En ce qui concerne sa crainte d’être déférée à un tribunal appliquant la Charia et d’être condamnée à la lapidation en raison des faits d’adultère qui lui sont reprochés par son époux et son beau-frère, il convient de relever que cette crainte se limite essentiellement à l’Etat de Zamfara au nord du Nigeria, et que la demanderesse, au-delà de l’affirmation générale de l’existence de conflits inter-ethniques dans tout le pays, reste en défaut d’établir des raisons suffisantes pour lesquelles elle n’aurait pas été en mesure de s’installer dans un Etat du sud du Nigeria où la loi islamique n’est pas appliquée, et notamment dans l’Etat de Lagos ou dans l’Etat d’Ondo, étant relevé que la Convention de Genève vise le pays d’origine ou de nationalité du demandeur d’asile sans restriction territoriale et le défaut d’établir les raisons suffisantes pour lesquelles un demandeur d’asile ne serait pas en mesure de s’installer dans une autre région de son pays d’origine et de profiter ainsi d’une possibilité de fuite interne doit être pris en compte pour refuser la reconnaissance du statut de réfugié (cf. trib. adm. 10 janvier 2001, n° 12240 du rôle, Pas. adm. 2005, V° Etrangers, n° 62 et autres références y citées).

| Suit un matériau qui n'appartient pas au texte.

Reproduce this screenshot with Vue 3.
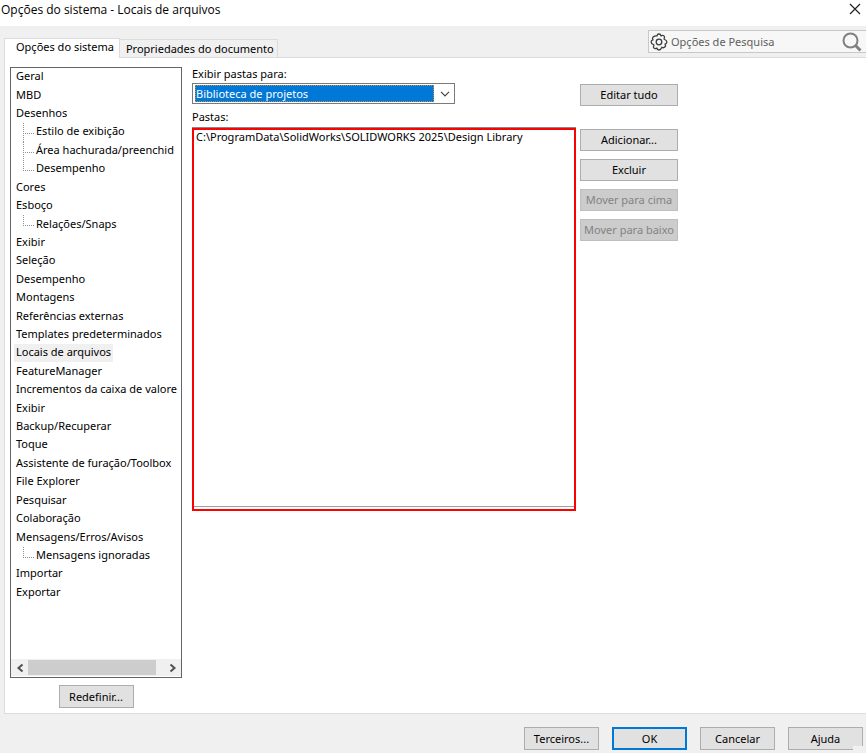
<script setup>
import { ref } from 'vue'

const tabs = ['Opções do sistema', 'Propriedades do documento']
const activeTab = ref(tabs[0])

const pages = [
  { id: 1, name: 'Geral' },
  { id: 2, name: 'MBD' },
  { id: 3, name: 'Desenhos' },
  { id: 4, name: 'Estilo de exibição', child: true },
  { id: 5, name: 'Área hachurada/preenchid', child: true },
  { id: 6, name: 'Desempenho', child: true, last: true },
  { id: 7, name: 'Cores' },
  { id: 8, name: 'Esboço' },
  { id: 9, name: 'Relações/Snaps', child: true, last: true },
  { id: 10, name: 'Exibir' },
  { id: 11, name: 'Seleção' },
  { id: 12, name: 'Desempenho' },
  { id: 13, name: 'Montagens' },
  { id: 14, name: 'Referências externas' },
  { id: 15, name: 'Templates predeterminados' },
  { id: 16, name: 'Locais de arquivos' },
  { id: 17, name: 'FeatureManager' },
  { id: 18, name: 'Incrementos da caixa de valore' },
  { id: 19, name: 'Exibir' },
  { id: 20, name: 'Backup/Recuperar' },
  { id: 21, name: 'Toque' },
  { id: 22, name: 'Assistente de furação/Toolbox' },
  { id: 23, name: 'File Explorer' },
  { id: 24, name: 'Pesquisar' },
  { id: 25, name: 'Colaboração' },
  { id: 26, name: 'Mensagens/Erros/Avisos' },
  { id: 27, name: 'Mensagens ignoradas', child: true, last: true },
  { id: 28, name: 'Importar' },
  { id: 29, name: 'Exportar' },
]
const selectedPage = ref(16)

const category = ref('Biblioteca de projetos')
const folders = ['C:\\ProgramData\\SolidWorks\\SOLIDWORKS 2025\\Design Library']
const search = ref('')
</script>

<template>
  <div class="dialog">
    <header class="titlebar">
      <h1>Opções do sistema - Locais de arquivos</h1>
      <button class="close" type="button" aria-label="Fechar">
        <svg width="12" height="12" viewBox="0 0 12 12"><path d="M1 1 11 11M11 1 1 11" fill="none" stroke="#222" stroke-width="1.2" /></svg>
      </button>
    </header>

    <div class="topbar">
      <div class="tabs" role="tablist">
        <button
          v-for="tab in tabs"
          :key="tab"
          type="button"
          role="tab"
          class="tab"
          :class="{ active: tab === activeTab }"
          :aria-selected="tab === activeTab"
          @click="activeTab = tab"
        >{{ tab }}</button>
      </div>
      <div class="search">
        <svg width="18" height="18" viewBox="0 0 18 18" fill="none" stroke="#3c3c3c" stroke-width="1.3" stroke-linejoin="round">
          <path d="M7 2.900Q7.300 1 9 1t2 1.900q1.800-1.200 3 0t0 3.100Q16.900 7.300 16.900 9T15 11.100q1.200 1.800-.1 3t-3 .1Q10.700 17 9 17t-2-1.900q-1.800 1.200-3 0t0-3.100Q1.100 10.700 1.100 9T3 6.900q-1.200-1.800.1-3T7 2.900z" />
          <circle cx="9" cy="9" r="2.800" />
        </svg>
        <input v-model="search" type="text" placeholder="Opções de Pesquisa" aria-label="Opções de Pesquisa">
        <button type="button" aria-label="Pesquisar">
          <svg width="20" height="20" viewBox="0 0 20 20" fill="none" stroke="#808080"><circle cx="8.500" cy="8.500" r="7" stroke-width="2" /><path d="m13.500 13.500 5 5" stroke-width="3" /></svg>
        </button>
      </div>
    </div>

    <main class="panel">
      <nav class="side" aria-label="Páginas de opções">
        <div class="tree-box">
          <ul class="tree">
            <li v-for="page in pages" :key="page.id" :class="{ child: page.child, last: page.last }">
              <button type="button" :class="{ selected: page.id === selectedPage }" @click="selectedPage = page.id">{{ page.name }}</button>
            </li>
          </ul>
          <div class="scrollbar">
            <button type="button" aria-label="Rolar para a esquerda">
              <svg width="8" height="10" viewBox="0 0 8 10"><path d="M6.500 1.500 2.500 5l4 3.500" fill="none" stroke="#505050" stroke-width="2" /></svg>
            </button>
            <div class="track"><div class="thumb"></div></div>
            <button type="button" aria-label="Rolar para a direita">
              <svg width="8" height="10" viewBox="0 0 8 10"><path d="M1.500 1.500 5.500 5l-4 3.500" fill="none" stroke="#505050" stroke-width="2" /></svg>
            </button>
          </div>
        </div>
        <button type="button" class="btn reset">Redefinir...</button>
      </nav>

      <section class="content">
        <label for="category">Exibir pastas para:</label>
        <div class="combo">
          <select id="category" v-model="category">
            <option>Biblioteca de projetos</option>
          </select>
          <svg width="10" height="6" viewBox="0 0 10 6"><path d="m1 .8 4 4 4-4" fill="none" stroke="#444" stroke-width="1.200" /></svg>
        </div>
        <span id="folders-label" class="folders-label">Pastas:</span>
        <ul class="folders" role="listbox" aria-labelledby="folders-label">
          <li v-for="folder in folders" :key="folder" role="option">{{ folder }}</li>
        </ul>
      </section>

      <div class="actions">
        <button type="button" class="btn edit">Editar tudo</button>
        <button type="button" class="btn">Adicionar...</button>
        <button type="button" class="btn">Excluir</button>
        <button type="button" class="btn" disabled>Mover para cima</button>
        <button type="button" class="btn" disabled>Mover para baixo</button>
      </div>
    </main>

    <footer class="footer">
      <button type="button" class="btn">Terceiros...</button>
      <button type="button" class="btn primary">OK</button>
      <button type="button" class="btn">Cancelar</button>
      <button type="button" class="btn">Ajuda</button>
      <span class="grip"></span>
    </footer>
  </div>
</template>

<style>
body {
  margin: 0;
  background: #f0f0f0;
}
</style>

<style scoped>
.dialog {
  display: flex;
  flex-direction: column;
  min-height: 100vh;
  background: #f0f0f0;
  color: #000;
  font: 11px/16px "Noto Sans", "Open Sans", sans-serif;
}
.dialog * {
  box-sizing: border-box;
}
button,
input,
select {
  margin: 0;
  padding: 0;
  border: 0;
  background: none;
  color: inherit;
  font: inherit;
}
ul {
  margin: 0;
  padding: 0;
  list-style: none;
}
svg {
  display: block;
  flex: none;
}
.titlebar {
  display: flex;
  justify-content: space-between;
  height: 26px;
  padding: 2px 5px 0 1px;
  background: #fff;
}
h1 {
  margin: 0;
  font: 12px/16px "Open Sans", "Noto Sans", sans-serif;
}
.close {
  height: 14px;
}
.topbar {
  display: flex;
  justify-content: space-between;
  height: 31px;
}
.tabs {
  display: flex;
  align-items: flex-end;
  padding-left: 4px;
}
.tab {
  height: 18px;
  padding: 0 3px 0 6px;
  border: 1px solid #dcdcdc;
  border-bottom: 0;
  border-left: 0;
  white-space: nowrap;
}
.tab.active {
  height: 20px;
  margin-bottom: -1px;
  padding: 0 5px 3px 11px;
  border-left: 1px solid #dcdcdc;
  background: #fff;
  z-index: 1;
}
.search {
  display: flex;
  align-items: center;
  width: 218px;
  height: 23px;
  margin-top: 4px;
  padding: 0 4px 0 1px;
  border: 1px solid #c8c8c8;
  border-right: 0;
  background: #f7f7f7;
}
.search input {
  flex: 1;
  min-width: 0;
  margin-left: 3px;
  outline: 0;
}
.search input::placeholder {
  color: #606060;
  opacity: 1;
}
.panel {
  display: grid;
  grid-template-columns: 172px minmax(0, 394px) 102px;
  flex: 1;
  margin-left: 4px;
  padding: 9px 0 5px 5px;
  border: 1px solid #dcdcdc;
  border-right: 0;
  background: #fff;
}
.side {
  display: flex;
  flex-direction: column;
}
.tree-box {
  display: flex;
  flex: 1;
  flex-direction: column;
  justify-content: space-between;
  border: 1px solid #646464;
}
.tree {
  display: grid;
  grid-auto-rows: 1fr;
  height: 534px;
  overflow: hidden;
}
.tree li {
  display: flex;
  align-items: center;
  padding-left: 3px;
}
.tree button {
  padding: 0 2px 2px;
  white-space: nowrap;
}
.tree .selected {
  background: #f0f0f0;
}
.tree .child {
  align-items: stretch;
  padding-left: 12px;
}
.child::before {
  flex: none;
  width: 10px;
  height: 10px;
  border-bottom: 1px dotted #909090;
  border-left: 1px dotted #909090;
  content: "";
}
.child:not(.last) {
  background: repeating-linear-gradient(#909090 0 1px, transparent 1px 2px) 12px 0 / 1px 100% no-repeat;
}
.scrollbar {
  display: flex;
  height: 17px;
  margin-bottom: 1px;
  background: #f0f0f0;
}
.scrollbar button {
  display: grid;
  flex: none;
  place-items: center;
  width: 17px;
}
.track {
  flex: 1;
}
.thumb {
  width: 94%;
  height: 15px;
  margin-top: 1px;
  background: #cdcdcd;
}
.btn {
  height: 22px;
  border: 1px solid #adadad;
  background: #e1e1e1;
  text-align: center;
  white-space: nowrap;
}
.btn:disabled {
  border-color: #bfbfbf;
  background: #ccc;
  color: #838383;
}
.reset {
  align-self: center;
  width: 75px;
  height: 23px;
  margin-top: 7px;
}
.content {
  display: flex;
  flex-direction: column;
  padding-left: 10px;
}
.content label {
  margin-top: -1px;
}
.combo {
  display: flex;
  align-items: center;
  width: 263px;
  height: 21px;
  margin-top: 1px;
  padding: 2px 4px 2px 2px;
  border: 1px solid #7a7a7a;
  gap: 6px;
}
.combo select {
  flex: 1;
  height: 17px;
  border: 1px dotted #d08a40;
  background: #0078d7;
  color: #fff;
  line-height: 15px;
  appearance: none;
  outline: 0;
}
.folders-label {
  margin-top: 5px;
}
.folders {
  height: 383px;
  margin-top: 3px;
  padding: 0 2px;
  border: 2px solid #f00;
  box-shadow: 0 -1px #828790, inset 0 -2px #fff, inset 0 -3px #a0a0a8;
  line-height: 14px;
}
.actions {
  display: flex;
  flex-direction: column;
  gap: 8px;
  padding: 17px 0 0 4px;
}
.edit {
  margin-bottom: 15px;
}
.footer {
  display: flex;
  position: relative;
  justify-content: flex-end;
  gap: 13px;
  height: 39px;
  padding: 13px 3px 0 0;
}
.footer .btn {
  width: 75px;
  height: 23px;
}
.footer .primary {
  border: 2px solid #0078d7;
}
.grip {
  position: absolute;
  right: 3px;
  bottom: 2px;
  width: 10px;
  height: 5px;
  background: #f0f0f0;
}
</style>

Il résulte des développements qui précèdent que la demanderesse reste en défaut d’établir une persécution ou un risque de persécution au sens de la Convention de Genève dans son pays d’origine, de manière que le recours sous analyse doit être rejeté comme n’étant pas fondé.
Par ces motifs, le tribunal administratif, deuxième chambre, statuant à l’égard de toutes les parties ;
reçoit le recours en réformation en la forme ;
au fond, le déclare non justifié et en déboute ;
déclare le recours subsidiaire en annulation irrecevable ;
condamne la demanderesse aux frais.
Ainsi jugé par:
M. Schockweiler, premier vice-président, M. Schroeder, premier juge, Mme Gillardin, juge, et lu à l’audience publique du 16 octobre 2006 par le premier vice-président, en présence de M. Legille, greffier.